Bsp 2:  Mietvertrag über den Standard + Vertrag über die Individualisierung:

Hier wird der Mietvertrag meistens erst dann in Kraft gesetzt, nachdem der Werkvertrag erfolgreich abgeschlossen wird. Sonst müsste der Mietvertrag bis zum Zeitpunkt der Geltendmachung des Rücktritts rückabgewickelt werden, wenn der Kunde den Standard nicht produktiv genutzt hat.

Beispielsgruppe II: Betriebsphase erreicht, keine Pflege / Wartung der individualisierten Lösung.

Während der Betriebsphase kommt es zu Mängeln an dem Standardsystem oder an dem Individualisierten Teil. Gewährleistungsansprüche aus dem Kaufvertrag / Werkvertrag sind nicht verjährt.

Bsp 1: Der Kunde macht nach der Abnahme während der Laufzeit der Gewährleistung (gleich ob für den kaufrechtlichen oder werkvertraglichen Teil) Gewährleistungsrechte in Form des Rückstritts geltend.

Die Erklärung des Rücktritts wirkt auf beide Teile. Monetär Anzurechnen ist die Dauer der aktiven Nutzung des Systems.

Bsp 2: Der Kunde macht während des Mietvertrags Gewährleistungsrechte in Form des Rückstritts geltend, aber erst nachdem die Gewährleistungsansprüche aus dem Werkvertraglichen Teil verjährt sind.

Hier greift nur die Kündigung, nicht der Rücktritt. Ab dem Moment des Wirksamwerdens der außerordentlichen Kündigung muß der Kunde nicht mehr für den Betrieb bezahlen.

Beispielsgruppe III

Bsp 1:  Fall wie zuvor, aber der Kunde hat für den individualisierten Teil einen Softwarepflegevertrag abgeschlossen.

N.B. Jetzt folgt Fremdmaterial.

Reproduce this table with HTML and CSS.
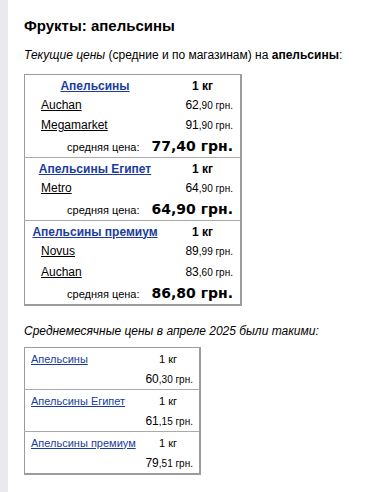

Der Kunde muß dafür sorgen, daß die individualisierte Software auch während der Betriebsphase in der Gewährleistung bleibt. Das erreicht er entweder, in dem ein Softwarepflegevertrag für die individualisierte Lösung abgeschlossen wird. Die Pflichten des Softwareherstellers für die Individuallösung bestehen darin, daß Standard- und Individuallösung kompatibel sein müssen. Im Übrigen gelten für die Standardlösung die gleichen Regelungen zur Aufrechterhaltung der Betriebsfähigkeit wie für die Individuallösung.

Hier greift die Kündigung für den Softwarepflegevertrag für die Individualsoftware ebenso wie die Kündigung für den Mietvertrag, der Standardlösung betrifft.

Handlungsanweisungen

1.) Will das IT Unternehmen erreichen, daß die Verträge über die Überlassung der Standardsoftware (egal ob Kauf oder Miete) sicher vor einer Rückabwicklung sind, ist entweder zu regeln, daß der Vertrag zur Anpassung / Erstellung der Individualsoftware als Dienstvertrag zu qualifizieren ist. Wenn das nicht funktioniert, muß ausdrücklich klargestellt werden, daß – oder ab welchem Zeitpunkt – das rechtliche Schicksal der Verträge getrennt voneinander zu betrachten ist.

2.) Will der Kunde die rechtliche Trennung nicht vollziehen, sollten alle Leistungen in einem Vertragstext aufgesetzt werden und davon gesprochen werden, daß es sich bei den Teilen um einen einheitlichen Vertrag handelt.

3.) Will das IT Unternehmen erreichen, daß nach Erklärung der Abnahme das Geld für die Anpassung der Software nicht im Wege eines Rücktritts zurückverlangt werden kann, weil die Standardsoftware nicht funktioniert, muß man die Gewährleistung für die Standardsoftware und Individualsoftware getrennt regeln.

4.) Will  der Kunde, daß das rechtliche Schicksal von Standard- und Individualsoftware vereinheitlicht wird, muß er darauf achten, daß die Kompatibilität beider Softwaretypen gewährleistet wird und für beide muß ein Vertrag abgeschlossen werden, die die Vermietung oder die Pflege der Software insgesamt und nicht nur einzelner Teile vorsieht. In diesem Zusammenhang ein Beispiel: Die Pflege von Individualsoftware kann sehr teuer werden, wenn der Kunde aus welchen Gründen auch immer die Übertragung von ausschließlichen Nutzungsrechten wünscht. Besser ist die Übertragung von nicht ausschließlichen Nutzungsrechten.